→ **Web page code records**:
# # # # # # #

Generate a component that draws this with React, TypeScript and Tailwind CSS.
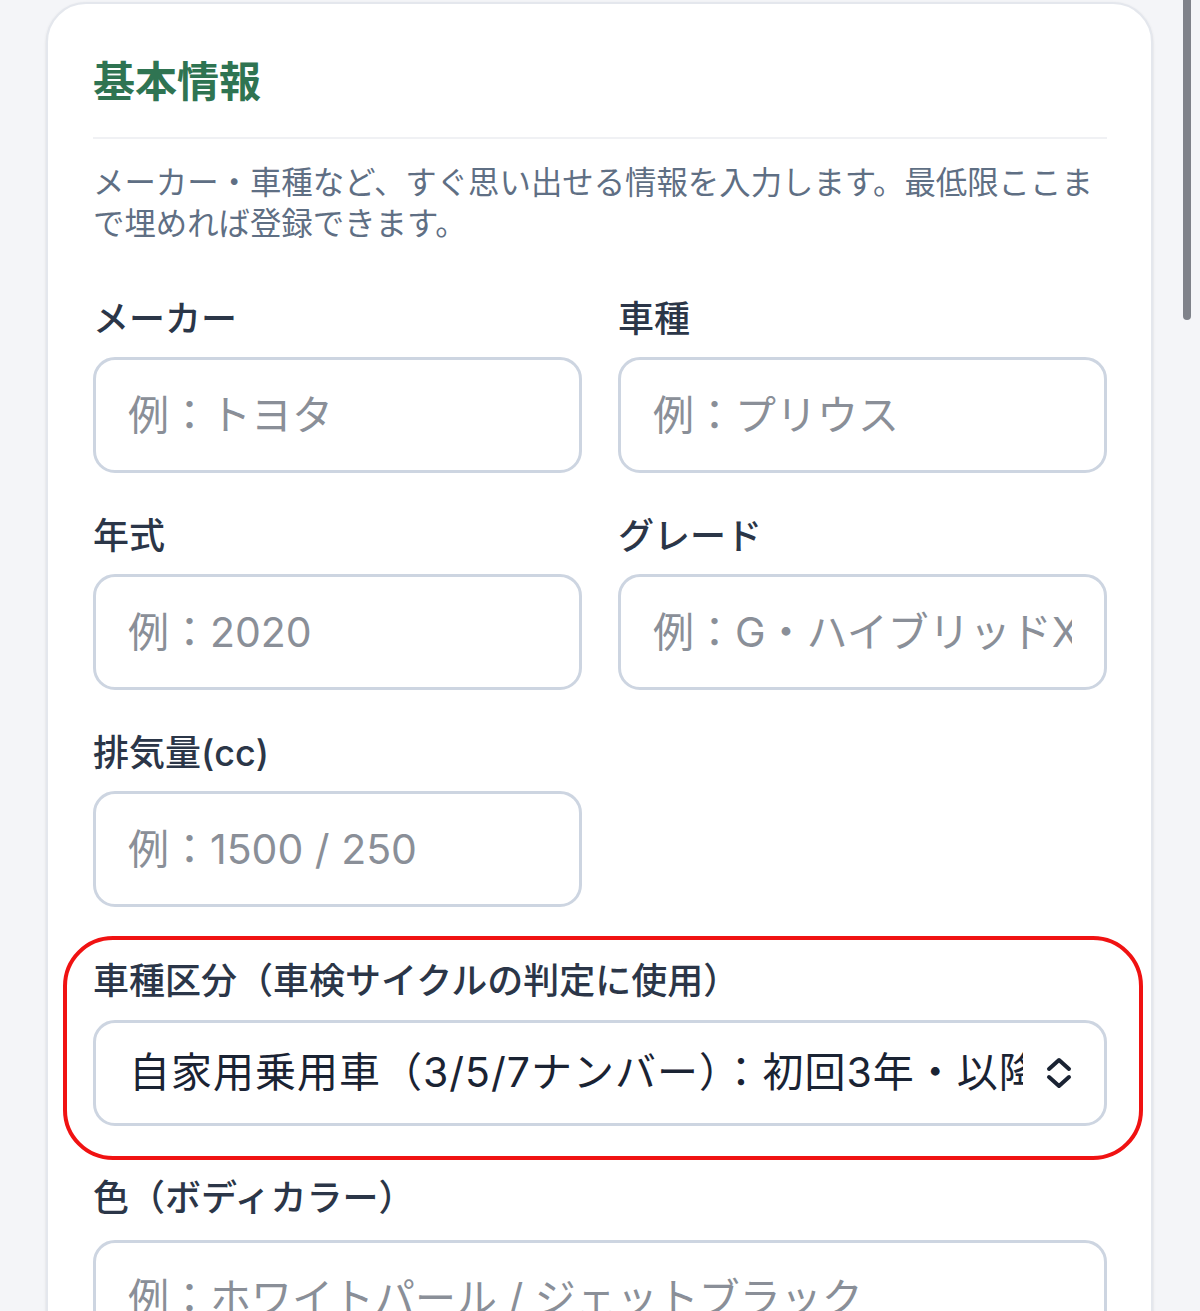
import React from "react";

const font = { fontFamily: 'Inter, "Noto Sans CJK JP", "Noto Sans", sans-serif' };

function Field({ label, placeholder }: { label: string; placeholder: string }) {
  return (
    <div className="flex flex-col">
      <label className="text-[36px] leading-[48px] font-medium text-[#2b3648]">{label}</label>
      <input
        readOnly
        placeholder={placeholder}
        className="mt-[14px] w-full h-[116px] rounded-[22px] border-[3px] border-[#cdd5e1] bg-white px-[32px] text-[41px] text-[#1e293b] placeholder:text-[#8a8f98] outline-none"
        style={font}
      />
    </div>
  );
}

export default function App() {
  return (
    <div className="relative h-[1311px] overflow-hidden bg-[#f4f5f8] pl-[46px] pr-[47px] pt-[2px]" style={font}>
      <div className="rounded-[40px] border-2 border-[#e4e7ed] bg-white pl-[45px] pr-[44px] pt-[48px] pb-[60px] shadow-sm">
        <h2 className="text-[42px] leading-[60px] font-bold text-[#2f7452]">基本情報</h2>
        <div className="mt-[25px] h-[2px] bg-[#f0f1f4]" />
        <p className="mt-[24px] text-[31.4px] leading-[41px] text-[#5f6f84]">
          メーカー・車種など、すぐ思い出せる情報を入力します。最低限ここまで埋めれば登録できます。
        </p>

        <div className="mt-[50px] grid grid-cols-2 gap-x-[36px] gap-y-[39px]">
          <Field label="メーカー" placeholder="例：トヨタ" />
          <Field label="車種" placeholder="例：プリウス" />
          <Field label="年式" placeholder="例：2020" />
          <Field label="グレード" placeholder="例：G・ハイブリッドX" />
          <Field label="排気量(cc)" placeholder="例：1500 / 250" />
        </div>

        <div className="relative mt-[50px] flex flex-col">
          <label className="text-[36px] leading-[48px] font-medium text-[#2b3648]">車種区分（車検サイクルの判定に使用）</label>
          <div className="mt-[15px] flex h-[106px] w-full items-center rounded-[22px] border-[3px] border-[#cdd5e1] bg-white pl-[33px] pr-[31px]">
            <span className="min-w-0 flex-1 overflow-hidden whitespace-nowrap text-[41px] tracking-[1px] text-[#1a2333]">
              自家用乗用車（3/5/7ナンバー）：初回3年・以降2年
            </span>
            <svg width="28" height="34" viewBox="0 0 28 34" className="ml-[22px] shrink-0" fill="none" stroke="#1a2333" strokeWidth="4" strokeLinecap="round" strokeLinejoin="round">
              <path d="M4 13 L14 4 L24 13" />
              <path d="M4 21 L14 30 L24 21" />
            </svg>
          </div>
          <div className="pointer-events-none absolute -left-[30px] -right-[36px] -top-[21px] -bottom-[34px] rounded-[50px] border-4 border-[#f01212]" />
        </div>

        <div className="mt-[48px]">
          <label className="text-[36px] leading-[48px] font-medium text-[#2b3648]">色（ボディカラー）</label>
          <input
            readOnly
            placeholder="例：ホワイトパール / ジェットブラック"
            className="mt-[18px] w-full h-[116px] rounded-[22px] border-[3px] border-[#cdd5e1] bg-white px-[32px] text-[41px] placeholder:text-[#8a8f98] outline-none"
            style={font}
          />
        </div>
      </div>

      <div className="absolute right-[9px] top-[-10px] h-[330px] w-[8px] rounded-full bg-[#7f828a]" />
    </div>
  );
}
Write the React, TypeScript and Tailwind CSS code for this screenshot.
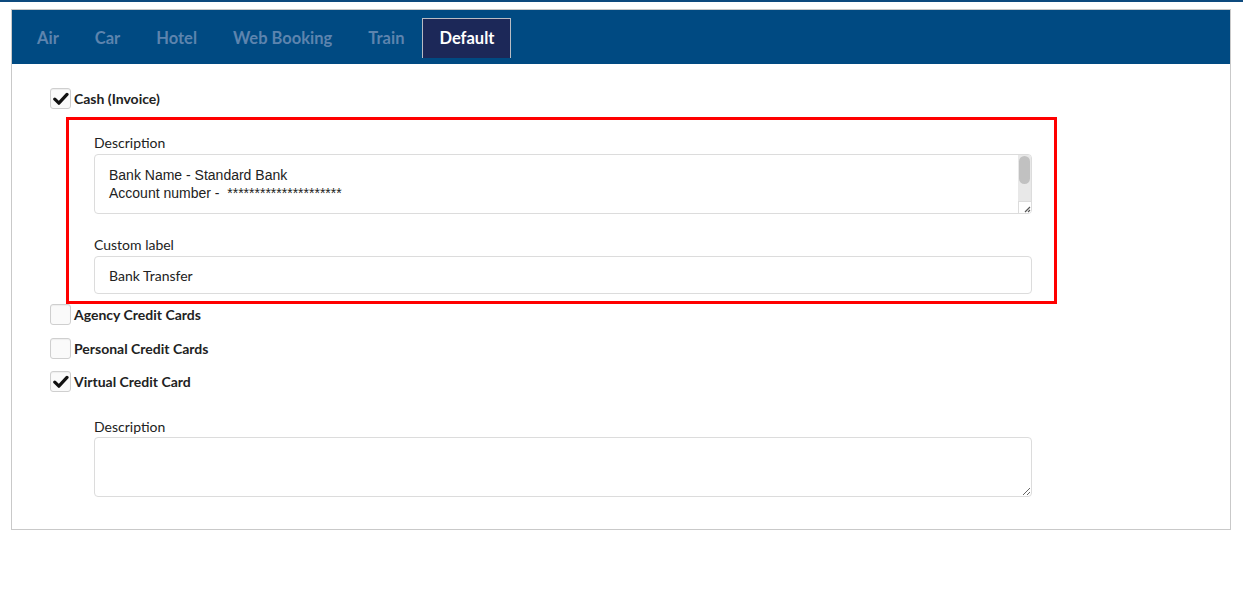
import React from 'react';

const tabs = ['Air', 'Car', 'Hotel', 'Web Booking', 'Train', 'Default'];

const Check: React.FC<{ checked?: boolean; label: string }> = ({ checked, label }) => (
  <label className="flex items-center h-[21px]">
    <span className="w-[21px] h-[21px] rounded-[3px] border border-[#cfcfcf] bg-[#fafafa] shadow-[inset_0_1px_1px_rgba(0,0,0,0.05)] flex items-center justify-center shrink-0">
      {checked && (
        <svg width="16" height="14" viewBox="0 0 16 14">
          <path d="M1.8 7.2 L5.9 11.2 L14 2.4" fill="none" stroke="#111" strokeWidth="3.2" strokeLinecap="round" strokeLinejoin="round" />
        </svg>
      )}
    </span>
    <span className="ml-[3px] text-[14px] font-bold text-[#222]">{label}</span>
  </label>
);

const App: React.FC = () => {
  return (
    <div className="w-[1243px] h-[595px] bg-white font-['Lato',sans-serif]">
      <div className="h-[2px] bg-[#0d4a7e]" />

      <div className="ml-[11px] mt-[7px] w-[1220px] border border-[#c9c9c9]">
        {/* Tab bar */}
        <div className="h-[54px] bg-[#004a82] flex items-start pt-[8px] pl-[7px]">
          {tabs.map((t) =>
            t === 'Default' ? (
              <div key={t} className="h-[40px] px-[16px] bg-[#1c2858] border border-b-0 border-[#b9bcc4] flex items-center text-[16.5px] font-bold text-white">
                {t}
              </div>
            ) : (
              <div key={t} className="h-[40px] px-[18px] flex items-center text-[16.5px] font-bold text-[#5d84ae]">
                {t}
              </div>
            )
          )}
        </div>

        {/* Payment options */}
        <div className="pt-[24px] pl-[38px] pb-[32px]">
          <Check checked label="Cash (Invoice)" />

          <div className="mt-[8px] ml-[16px] w-[991px] border-[3px] border-[#f00] pt-[14px] pl-[25px] pr-[22px] pb-[7px]">
            <div className="text-[14px] leading-[17px] text-[#222] mb-[3px]">Description</div>
            <div className="relative h-[60px] rounded-[4px] border border-[#dcdcdc] px-[14px] pt-[11px] font-['Liberation_Sans',Arial,sans-serif] text-[14px] leading-[18px] text-[#222] whitespace-pre overflow-hidden">
              {'Bank Name - Standard Bank\nAccount number -  *********************'}
              {/* scrollbar */}
              <div className="absolute top-0 right-0 bottom-0 w-[13px] bg-[#e8e8e8] flex flex-col">
                <div className="mt-[1px] mx-[1px] h-[28px] rounded-full bg-[#c1c1c1]" />
                <div className="flex-1" />
                <div className="h-[12px] bg-white border-l border-t border-[#dcdcdc] flex items-end justify-end">
                  <svg width="8" height="8" viewBox="0 0 8 8">
                    <path d="M7 2 L2 7 M7 5 L5 7" stroke="#555" strokeWidth="1.2" />
                  </svg>
                </div>
              </div>
            </div>
            <div className="mt-[22px] text-[14px] leading-[17px] text-[#222] mb-[3px]">Custom label</div>
            <div className="h-[38px] rounded-[4px] border border-[#dcdcdc] px-[14px] flex items-center text-[14px] text-[#222]">
              Bank Transfer
            </div>
          </div>

          <div className="mt-0 flex flex-col gap-[12.5px]">
            <Check label="Agency Credit Cards" />
            <Check label="Personal Credit Cards" />
            <Check checked label="Virtual Credit Card" />
          </div>

          <div className="ml-[44px] mt-[26px] w-[938px]">
            <div className="text-[14px] leading-[17px] text-[#222] mb-[2px]">Description</div>
            <textarea
              readOnly
              className="block w-full h-[60px] rounded-[4px] border border-[#dcdcdc] px-[14px] py-[10px] text-[14px] outline-none resize-y"
            />
          </div>
        </div>
      </div>
    </div>
  );
};

export default App;
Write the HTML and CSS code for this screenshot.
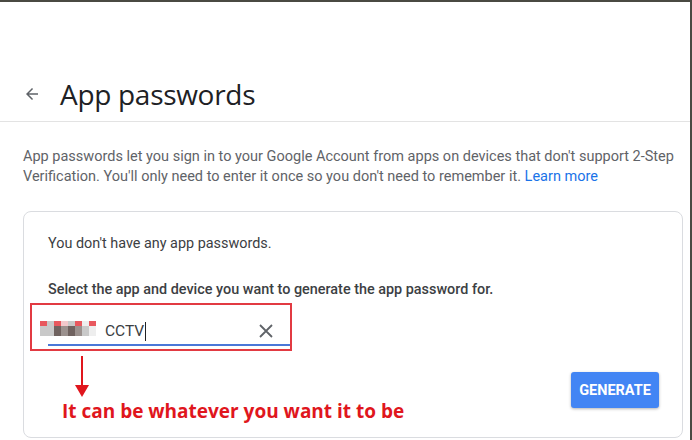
FILE: index.html
```html
<!DOCTYPE html>
<html lang="en">
<head>
    <meta charset="UTF-8">
    <meta name="viewport" content="width=device-width, initial-scale=1.0">
    <title>App passwords</title>
    <link rel="stylesheet" href="styles.css">
</head>
<body>
    <div class="page">
        <header class="page-header">
            <svg class="back-arrow" width="18" height="18" viewBox="0 0 24 24">
                <path d="M20 11H7.83l5.59-5.59L12 4l-8 8 8 8 1.41-1.41L7.83 13H20v-2z" fill="#5f6368"/>
            </svg>
            <h1>App passwords</h1>
        </header>

        <section class="content">
            <p class="intro">
                App passwords let you sign in to your Google Account from apps on devices that don't support 2-Step<br>
                Verification. You'll only need to enter it once so you don't need to remember it.
                <a href="#">Learn more</a>
            </p>

            <div class="card">
                <p class="empty">You don't have any app passwords.</p>
                <p class="select-label">Select the app and device you want to generate the app password for.</p>

                <div class="field-box">
                    <div class="field">
                        <!-- blurred device name -->
                        <div class="blur">
                            <span class="r"></span><span class="g1"></span><span class="r"></span><span class="p"></span><span class="g1"></span><span class="r"></span><span class="g0"></span><span class="r"></span>
                            <span class="g1"></span><span class="g1"></span><span class="g3"></span><span class="g2"></span><span class="g3"></span><span class="g2"></span><span class="g1"></span><span class="g0"></span>
                        </div>
                        <span class="value">CCTV<span class="caret"></span></span>
                        <svg class="clear" width="16" height="16" viewBox="0 0 16 16">
                            <path d="M2 2L14 14M14 2L2 14" stroke="#5f6368" stroke-width="1.8"/>
                        </svg>
                    </div>
                </div>

                <div class="bottom-row">
                    <div class="note">
                        <svg class="note-arrow" width="20" height="42" viewBox="0 0 20 42">
                            <path d="M10 0V30" stroke="#e0161d" stroke-width="2"/>
                            <path d="M3 29L17 29L10 41Z" fill="#e0161d"/>
                        </svg>
                        <p class="note-text">It can be whatever you want it to be</p>
                    </div>
                    <button class="generate">GENERATE</button>
                </div>
            </div>
        </section>
    </div>
</body>
</html>
```

FILE: styles.css
```css
body {
    margin: 0;
    font-family: Roboto, 'Liberation Sans', sans-serif;
    background-color: #fff;
    color: #3c4043;
}

.page {
    height: 438px;
    border-top: 2px solid #4a4a42;
    border-right: 2px solid #4a4a42;
    overflow: hidden;
}

.page-header {
    display: flex;
    align-items: center;
    height: 120px;
    padding: 64px 0 0 23px;
    box-sizing: border-box;
    border-bottom: 1px solid #e3e3e3;
}

.back-arrow {
    margin-right: 19px;
}

h1 {
    margin: 0;
    font-family: 'Open Sans', sans-serif;
    font-weight: 400;
    font-size: 28px;
    letter-spacing: -0.3px;
    color: #202124;
}

.content {
    padding: 0 0 0 23px;
}

.intro {
    margin: 25px 0 0 0;
    font-size: 14.5px;
    line-height: 20px;
    color: #5f6368;
    width: 662px;
}

.intro a {
    color: #1a73e8;
    text-decoration: none;
}

.card {
    margin-top: 24px;
    width: 660px;
    height: 227px;
    border: 1px solid #dadce0;
    border-radius: 8px;
    padding: 23px 0 0 24px;
    box-sizing: border-box;
}

.empty {
    margin: 0;
    font-size: 14.4px;
    color: #3c4043;
}

.select-label {
    margin: 29px 0 0 0;
    font-size: 14.4px;
    font-weight: 500;
    color: #3c4043;
}

.field-box {
    margin: 5px 0 0 -18px;
    width: 258px;
    height: 44px;
    border: 2px solid #e23a42;
}

.field {
    position: relative;
    display: flex;
    align-items: center;
    margin: 13px 0 0 16px;
    width: 242px;
    height: 28px;
    border-bottom: 2px solid #4a78d8;
    box-sizing: border-box;
}

.blur {
    position: absolute;
    left: -8px;
    top: 3px;
    display: grid;
    grid-template-columns: repeat(8, 7px);
    grid-template-rows: 5px 10px;
}

.blur .r { background: #e8585e; }
.blur .p { background: #f3c9cc; }
.blur .g0 { background: #eeeeee; }
.blur .g1 { background: #c9c9c9; }
.blur .g2 { background: #9b918e; }
.blur .g3 { background: #6f625f; }

.value {
    margin-left: 57px;
    font-size: 15.5px;
    color: #3c4043;
    display: flex;
    align-items: center;
}

.caret {
    display: inline-block;
    width: 1px;
    height: 19px;
    background: #202124;
    margin-left: 1px;
}

.clear {
    margin-left: auto;
    margin-right: 16px;
}

.bottom-row {
    display: flex;
    justify-content: space-between;
    align-items: flex-start;
    padding-right: 23px;
}

.note {
    margin-left: 14px;
    display: flex;
    flex-direction: column;
}

.note-arrow {
    margin-left: 10px;
    margin-top: 5px;
}

.note-text {
    margin: 0;
    font-family: 'Open Sans', sans-serif;
    font-weight: 700;
    font-size: 19px;
    color: #e0161d;
}

.generate {
    margin-top: 21px;
    background-color: #4285f4;
    color: white;
    border: none;
    border-radius: 3px;
    width: 88px;
    height: 36px;
    font-family: Roboto, sans-serif;
    font-weight: 700;
    font-size: 14.5px;
    box-shadow: 0 1px 3px rgba(0, 0, 0, 0.3);
}
```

# # # # # # #

Identify the lines above with the word "React". Copy them.

→ **EXPECTED ANSWER**:
Generate a component that draws this with React, TypeScript and Tailwind CSS.
import React from "react";
Write the React, TypeScript and Tailwind CSS code for this screenshot.
import React from 'react';
const Check: React.FC<{ checked?: boolean; label: string }> = ({ checked, label }) => (
const App: React.FC = () => {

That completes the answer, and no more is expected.